Il n'en fut pas ainsi et nombre de communes de plein exercice eurent
une population indigène qui dépassait de beaucoup le chiffre de
l'élément européen. Bir-Rabalou, par exemple, comptait 351
Européens et 6 701 indigènes; Rovigo, 640 Européens et 9 102
indigènes ; Bizot, 209 Européens et 10 663 indigènes ;
Condé-Smendou, 405 Européens et 13 949 indigènes. Les conseillers
municipaux, qui ne tenaient leur mandat que d'une petite minorité
de la population qu'ils étaient censés représenter, étaient
nécessairement portés à sacrifier les indigènes aux intérêts
de cette minorité.
La population musulmane avait, il est vrai, quelques
représentants dans l'assemblée municipale; mais le corps
électoral, très restreint, ne se composait guère que de chaouchs,
de gardes champêtres, de petits employés de l'État ou de la
commune. Les élus étaient le plus souvent des fonctionnaires.
Enfin le décret du 7 avril 1884 avait refusé aux conseillers
indigènes le droit de participer à l'élection des maires, qui
leur était reconnu sous l'empire de la législation antérieure.
Dans ces conditions, la représentation municipale des indigènes
était une pure fiction. Un million de musulmans n'étaient plus ni
surveillés, ni administrés, au grand préjudice de leurs
véritables intérêts comme des exigences de la colonisation
française. Le gouverneur général, pris entre les influences
locales et l'indifférence des bureaux ministériels, était
impuissant à faire prévaloir les exigences de l'intérêt
général et les vues de la politique nationale.
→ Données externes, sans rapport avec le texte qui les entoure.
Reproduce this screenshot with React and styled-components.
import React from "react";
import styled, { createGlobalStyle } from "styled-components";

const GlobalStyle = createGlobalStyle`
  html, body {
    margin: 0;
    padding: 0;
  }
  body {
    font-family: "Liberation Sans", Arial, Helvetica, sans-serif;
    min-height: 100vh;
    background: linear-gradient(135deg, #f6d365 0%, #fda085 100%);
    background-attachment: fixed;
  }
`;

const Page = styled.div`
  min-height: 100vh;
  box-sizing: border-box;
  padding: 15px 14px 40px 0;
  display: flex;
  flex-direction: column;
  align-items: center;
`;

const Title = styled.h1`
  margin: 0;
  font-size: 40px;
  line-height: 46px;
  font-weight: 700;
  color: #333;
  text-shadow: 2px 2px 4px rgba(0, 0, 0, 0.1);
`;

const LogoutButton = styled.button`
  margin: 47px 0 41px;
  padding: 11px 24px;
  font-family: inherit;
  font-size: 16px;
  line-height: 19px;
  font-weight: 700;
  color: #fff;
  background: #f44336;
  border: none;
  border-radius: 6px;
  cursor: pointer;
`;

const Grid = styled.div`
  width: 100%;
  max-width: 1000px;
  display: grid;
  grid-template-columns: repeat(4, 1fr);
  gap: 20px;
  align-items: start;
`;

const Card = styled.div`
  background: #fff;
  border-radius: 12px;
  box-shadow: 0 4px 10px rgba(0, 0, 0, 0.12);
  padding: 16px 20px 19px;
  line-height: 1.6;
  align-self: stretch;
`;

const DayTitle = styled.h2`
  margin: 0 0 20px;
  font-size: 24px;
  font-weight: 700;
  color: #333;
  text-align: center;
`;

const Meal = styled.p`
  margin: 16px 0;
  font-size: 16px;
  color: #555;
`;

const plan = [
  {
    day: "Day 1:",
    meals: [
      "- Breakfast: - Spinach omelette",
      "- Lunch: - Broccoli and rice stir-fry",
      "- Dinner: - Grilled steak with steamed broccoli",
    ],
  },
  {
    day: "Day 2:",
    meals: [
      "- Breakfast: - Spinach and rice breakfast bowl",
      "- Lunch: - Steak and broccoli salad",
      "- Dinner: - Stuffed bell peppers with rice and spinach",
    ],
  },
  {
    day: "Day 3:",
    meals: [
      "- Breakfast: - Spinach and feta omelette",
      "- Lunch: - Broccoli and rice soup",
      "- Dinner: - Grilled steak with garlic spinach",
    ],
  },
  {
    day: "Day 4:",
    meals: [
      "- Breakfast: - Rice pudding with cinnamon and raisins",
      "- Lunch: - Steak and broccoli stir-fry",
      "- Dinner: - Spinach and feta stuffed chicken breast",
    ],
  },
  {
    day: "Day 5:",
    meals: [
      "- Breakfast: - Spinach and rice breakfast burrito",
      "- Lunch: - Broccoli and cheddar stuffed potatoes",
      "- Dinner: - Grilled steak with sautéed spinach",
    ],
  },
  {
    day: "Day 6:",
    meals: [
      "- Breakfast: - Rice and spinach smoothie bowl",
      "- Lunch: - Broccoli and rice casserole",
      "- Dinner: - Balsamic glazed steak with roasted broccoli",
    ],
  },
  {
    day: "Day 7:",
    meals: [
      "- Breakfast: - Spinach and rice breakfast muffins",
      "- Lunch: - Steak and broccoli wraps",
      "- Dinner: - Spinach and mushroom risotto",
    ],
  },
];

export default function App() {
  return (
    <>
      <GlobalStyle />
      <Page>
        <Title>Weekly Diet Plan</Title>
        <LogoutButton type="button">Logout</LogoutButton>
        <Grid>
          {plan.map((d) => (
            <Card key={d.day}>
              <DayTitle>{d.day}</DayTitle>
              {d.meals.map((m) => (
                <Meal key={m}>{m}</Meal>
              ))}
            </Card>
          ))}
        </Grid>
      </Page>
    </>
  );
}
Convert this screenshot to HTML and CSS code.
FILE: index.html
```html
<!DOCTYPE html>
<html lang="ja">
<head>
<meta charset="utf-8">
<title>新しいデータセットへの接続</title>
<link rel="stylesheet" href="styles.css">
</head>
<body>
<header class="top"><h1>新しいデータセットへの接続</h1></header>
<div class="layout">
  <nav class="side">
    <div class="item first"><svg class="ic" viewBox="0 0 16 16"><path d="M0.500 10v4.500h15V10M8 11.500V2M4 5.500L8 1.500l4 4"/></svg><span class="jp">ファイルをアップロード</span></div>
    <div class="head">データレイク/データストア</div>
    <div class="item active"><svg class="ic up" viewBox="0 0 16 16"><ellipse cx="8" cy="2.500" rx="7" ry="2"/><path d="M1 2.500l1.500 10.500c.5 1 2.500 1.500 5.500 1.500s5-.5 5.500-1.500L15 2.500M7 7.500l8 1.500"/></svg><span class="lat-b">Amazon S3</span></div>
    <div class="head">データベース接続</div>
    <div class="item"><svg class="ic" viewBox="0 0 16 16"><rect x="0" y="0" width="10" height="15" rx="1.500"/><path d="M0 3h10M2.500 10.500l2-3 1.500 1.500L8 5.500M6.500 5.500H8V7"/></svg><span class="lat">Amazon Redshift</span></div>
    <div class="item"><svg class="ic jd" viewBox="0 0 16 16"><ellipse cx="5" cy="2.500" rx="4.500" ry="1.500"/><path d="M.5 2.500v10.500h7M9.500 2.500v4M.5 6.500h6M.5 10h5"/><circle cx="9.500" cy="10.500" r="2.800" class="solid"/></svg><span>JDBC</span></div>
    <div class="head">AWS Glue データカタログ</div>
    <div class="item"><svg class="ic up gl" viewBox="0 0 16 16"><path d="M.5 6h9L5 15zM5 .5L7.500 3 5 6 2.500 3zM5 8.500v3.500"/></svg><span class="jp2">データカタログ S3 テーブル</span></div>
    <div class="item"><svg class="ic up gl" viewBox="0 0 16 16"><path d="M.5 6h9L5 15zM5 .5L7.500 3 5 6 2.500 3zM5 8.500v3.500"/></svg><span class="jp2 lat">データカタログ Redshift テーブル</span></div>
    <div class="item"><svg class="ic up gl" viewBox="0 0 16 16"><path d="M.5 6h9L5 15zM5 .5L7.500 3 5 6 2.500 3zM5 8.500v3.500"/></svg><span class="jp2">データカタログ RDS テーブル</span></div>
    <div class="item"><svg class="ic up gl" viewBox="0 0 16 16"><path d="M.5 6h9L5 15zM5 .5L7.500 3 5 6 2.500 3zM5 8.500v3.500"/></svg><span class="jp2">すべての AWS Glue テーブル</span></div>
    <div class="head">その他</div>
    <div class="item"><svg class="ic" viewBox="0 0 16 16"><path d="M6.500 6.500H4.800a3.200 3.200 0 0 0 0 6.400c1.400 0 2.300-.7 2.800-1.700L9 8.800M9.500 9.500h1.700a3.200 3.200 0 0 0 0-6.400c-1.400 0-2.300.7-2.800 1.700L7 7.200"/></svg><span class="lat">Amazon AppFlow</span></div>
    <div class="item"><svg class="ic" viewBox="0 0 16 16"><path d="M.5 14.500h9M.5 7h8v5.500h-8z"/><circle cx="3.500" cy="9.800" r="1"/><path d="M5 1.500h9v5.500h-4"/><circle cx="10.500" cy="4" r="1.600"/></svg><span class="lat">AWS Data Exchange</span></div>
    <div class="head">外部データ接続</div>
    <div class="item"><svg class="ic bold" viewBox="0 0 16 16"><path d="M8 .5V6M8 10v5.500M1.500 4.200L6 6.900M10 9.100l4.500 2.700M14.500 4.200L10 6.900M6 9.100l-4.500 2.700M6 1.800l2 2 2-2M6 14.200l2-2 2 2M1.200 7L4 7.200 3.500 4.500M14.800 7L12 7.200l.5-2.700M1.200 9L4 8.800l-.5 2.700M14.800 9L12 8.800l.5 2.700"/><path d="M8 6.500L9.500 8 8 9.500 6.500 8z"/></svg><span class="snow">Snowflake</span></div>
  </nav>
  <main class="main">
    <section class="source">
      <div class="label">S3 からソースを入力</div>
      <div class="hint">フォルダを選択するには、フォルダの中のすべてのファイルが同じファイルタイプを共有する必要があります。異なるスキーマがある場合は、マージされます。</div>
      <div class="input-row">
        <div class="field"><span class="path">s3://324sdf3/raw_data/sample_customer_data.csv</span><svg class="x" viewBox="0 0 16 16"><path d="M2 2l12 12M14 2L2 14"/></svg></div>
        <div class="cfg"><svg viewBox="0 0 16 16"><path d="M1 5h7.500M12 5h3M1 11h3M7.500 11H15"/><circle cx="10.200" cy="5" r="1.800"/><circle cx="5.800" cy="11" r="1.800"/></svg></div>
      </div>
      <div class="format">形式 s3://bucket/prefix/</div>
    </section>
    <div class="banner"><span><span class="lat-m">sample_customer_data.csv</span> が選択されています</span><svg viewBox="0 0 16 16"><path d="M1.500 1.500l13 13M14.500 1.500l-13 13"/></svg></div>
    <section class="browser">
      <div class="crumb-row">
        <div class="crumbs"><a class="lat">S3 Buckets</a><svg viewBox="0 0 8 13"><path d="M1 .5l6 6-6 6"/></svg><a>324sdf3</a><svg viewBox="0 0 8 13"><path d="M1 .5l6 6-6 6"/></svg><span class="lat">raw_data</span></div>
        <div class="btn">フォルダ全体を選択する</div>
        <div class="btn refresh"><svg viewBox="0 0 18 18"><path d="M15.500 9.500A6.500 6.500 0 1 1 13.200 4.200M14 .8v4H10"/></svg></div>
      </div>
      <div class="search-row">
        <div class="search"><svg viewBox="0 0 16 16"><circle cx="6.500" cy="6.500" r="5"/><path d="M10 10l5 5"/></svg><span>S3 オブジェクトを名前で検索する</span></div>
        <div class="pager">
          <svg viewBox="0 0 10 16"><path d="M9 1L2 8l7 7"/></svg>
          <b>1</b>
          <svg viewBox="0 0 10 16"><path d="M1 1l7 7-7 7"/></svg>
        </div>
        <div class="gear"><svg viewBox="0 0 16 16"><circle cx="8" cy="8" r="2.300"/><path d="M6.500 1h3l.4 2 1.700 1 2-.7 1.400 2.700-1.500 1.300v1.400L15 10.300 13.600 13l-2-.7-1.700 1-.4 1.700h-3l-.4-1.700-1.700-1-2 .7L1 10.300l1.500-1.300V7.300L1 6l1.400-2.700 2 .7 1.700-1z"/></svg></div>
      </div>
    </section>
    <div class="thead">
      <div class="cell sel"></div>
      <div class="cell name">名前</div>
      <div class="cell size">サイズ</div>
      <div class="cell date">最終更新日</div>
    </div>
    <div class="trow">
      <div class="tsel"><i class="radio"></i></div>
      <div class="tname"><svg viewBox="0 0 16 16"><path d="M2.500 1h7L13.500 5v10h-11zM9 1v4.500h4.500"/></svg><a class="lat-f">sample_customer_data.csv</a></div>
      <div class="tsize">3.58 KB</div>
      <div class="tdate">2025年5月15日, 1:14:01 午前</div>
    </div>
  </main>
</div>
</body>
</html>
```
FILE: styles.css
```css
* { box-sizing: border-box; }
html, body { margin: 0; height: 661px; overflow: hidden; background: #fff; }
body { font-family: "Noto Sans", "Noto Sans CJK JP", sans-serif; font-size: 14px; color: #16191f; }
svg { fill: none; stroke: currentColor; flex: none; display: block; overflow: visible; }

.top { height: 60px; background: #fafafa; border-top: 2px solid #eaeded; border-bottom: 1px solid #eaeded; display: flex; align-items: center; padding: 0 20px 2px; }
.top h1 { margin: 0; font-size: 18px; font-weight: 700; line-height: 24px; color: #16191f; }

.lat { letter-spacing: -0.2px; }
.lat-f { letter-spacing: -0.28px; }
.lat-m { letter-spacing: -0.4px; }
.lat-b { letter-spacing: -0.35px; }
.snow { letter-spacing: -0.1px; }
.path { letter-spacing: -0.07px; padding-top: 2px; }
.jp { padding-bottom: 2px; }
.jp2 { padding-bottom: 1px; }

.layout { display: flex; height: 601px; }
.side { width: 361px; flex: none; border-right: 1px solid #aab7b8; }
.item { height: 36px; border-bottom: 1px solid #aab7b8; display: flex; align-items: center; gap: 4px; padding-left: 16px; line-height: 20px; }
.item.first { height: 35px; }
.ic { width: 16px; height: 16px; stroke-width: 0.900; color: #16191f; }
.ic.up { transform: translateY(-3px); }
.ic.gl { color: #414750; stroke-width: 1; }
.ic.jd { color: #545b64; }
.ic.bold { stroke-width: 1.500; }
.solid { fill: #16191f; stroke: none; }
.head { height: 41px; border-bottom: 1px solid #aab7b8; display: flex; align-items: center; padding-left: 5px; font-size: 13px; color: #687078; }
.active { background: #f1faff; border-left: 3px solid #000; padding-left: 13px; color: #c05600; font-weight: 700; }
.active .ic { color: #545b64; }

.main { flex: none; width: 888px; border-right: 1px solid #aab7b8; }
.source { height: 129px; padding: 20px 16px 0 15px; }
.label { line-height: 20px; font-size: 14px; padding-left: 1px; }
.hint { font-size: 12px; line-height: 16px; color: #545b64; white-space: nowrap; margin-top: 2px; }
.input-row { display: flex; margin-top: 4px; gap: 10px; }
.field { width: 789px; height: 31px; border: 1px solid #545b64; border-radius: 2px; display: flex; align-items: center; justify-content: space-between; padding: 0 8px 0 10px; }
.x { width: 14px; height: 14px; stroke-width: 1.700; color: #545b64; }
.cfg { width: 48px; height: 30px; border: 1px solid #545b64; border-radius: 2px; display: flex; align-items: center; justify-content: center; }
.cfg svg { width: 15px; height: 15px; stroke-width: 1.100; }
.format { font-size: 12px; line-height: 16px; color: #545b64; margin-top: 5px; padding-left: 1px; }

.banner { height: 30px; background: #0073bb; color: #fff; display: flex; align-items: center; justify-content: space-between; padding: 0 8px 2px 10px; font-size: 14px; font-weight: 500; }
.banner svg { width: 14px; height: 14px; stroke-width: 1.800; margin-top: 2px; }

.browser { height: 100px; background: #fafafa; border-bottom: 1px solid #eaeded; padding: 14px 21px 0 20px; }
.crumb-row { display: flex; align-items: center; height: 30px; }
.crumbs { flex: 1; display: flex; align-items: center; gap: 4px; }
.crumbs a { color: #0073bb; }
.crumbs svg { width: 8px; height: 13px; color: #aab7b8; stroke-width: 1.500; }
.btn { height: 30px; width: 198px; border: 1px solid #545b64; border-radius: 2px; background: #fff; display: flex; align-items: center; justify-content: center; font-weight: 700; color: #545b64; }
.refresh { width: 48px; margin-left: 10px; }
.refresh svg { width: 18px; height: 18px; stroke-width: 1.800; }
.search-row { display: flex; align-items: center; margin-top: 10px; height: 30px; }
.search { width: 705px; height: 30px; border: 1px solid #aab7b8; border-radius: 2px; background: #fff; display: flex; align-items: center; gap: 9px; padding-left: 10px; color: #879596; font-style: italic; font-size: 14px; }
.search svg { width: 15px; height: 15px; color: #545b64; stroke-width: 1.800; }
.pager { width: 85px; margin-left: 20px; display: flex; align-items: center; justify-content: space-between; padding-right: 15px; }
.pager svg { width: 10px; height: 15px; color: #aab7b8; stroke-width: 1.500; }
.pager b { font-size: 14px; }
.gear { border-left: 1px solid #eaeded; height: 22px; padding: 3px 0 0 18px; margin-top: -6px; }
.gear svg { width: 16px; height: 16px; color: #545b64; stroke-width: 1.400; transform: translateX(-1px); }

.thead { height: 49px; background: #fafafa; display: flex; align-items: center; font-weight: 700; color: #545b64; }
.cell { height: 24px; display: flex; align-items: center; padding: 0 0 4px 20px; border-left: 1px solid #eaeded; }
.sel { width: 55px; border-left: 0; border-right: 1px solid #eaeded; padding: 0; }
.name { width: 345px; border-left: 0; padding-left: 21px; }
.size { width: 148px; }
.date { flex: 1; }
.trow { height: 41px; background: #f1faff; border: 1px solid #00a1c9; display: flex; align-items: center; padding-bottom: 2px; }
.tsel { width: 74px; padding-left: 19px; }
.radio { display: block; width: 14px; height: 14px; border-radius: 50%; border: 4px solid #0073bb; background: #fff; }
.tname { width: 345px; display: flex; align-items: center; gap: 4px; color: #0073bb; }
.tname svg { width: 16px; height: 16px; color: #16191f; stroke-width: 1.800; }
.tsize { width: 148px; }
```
Au développement désordonné des communes de plein exercice
venaient se joindre les maux causés par l'application de la loi de
1873 sur la propriété indigène et les conséquences qu'elle
entraînait. Quand on voulut délivrer des titres de propriété aux
intéressés, on s'aperçut qu'ils n'avaient pas d'état civil; la
loi du 23 mars 1882 leur en imposa un. Les litiges concernant les
immeubles soumis à la loi française furent soustraits à la
juridiction du cadi. On alla plus loin et en vertu des décrets de
1884 et de 1889, le cadi cessa d'être le juge de droit commun en
matière musulmane; cette qualité appartint désormais au juge de
paix, comme c'était déjà le cas en Kabylie depuis 1874. Sans
doute, les cadis avaient la réputation d'être vénaux et
concussionnaires, mais ils avaient l'avantage d'offrir aux
indigènes une procédure simple et peu coûteuse. Il n'était pas
sans inconvénient de faire appliquer la loi musulmane par de jeunes
magistrats français qui souvent la connaissaient mal et ignoraient
la langue des plaideurs. Les populations se trouvaient ainsi
livrées à la tourbe des agents d'affaires.
C'était l'époque où l'on s'imaginait qu'il suffisait d'étendre
la loi française aux indigènes pour en faire des Français.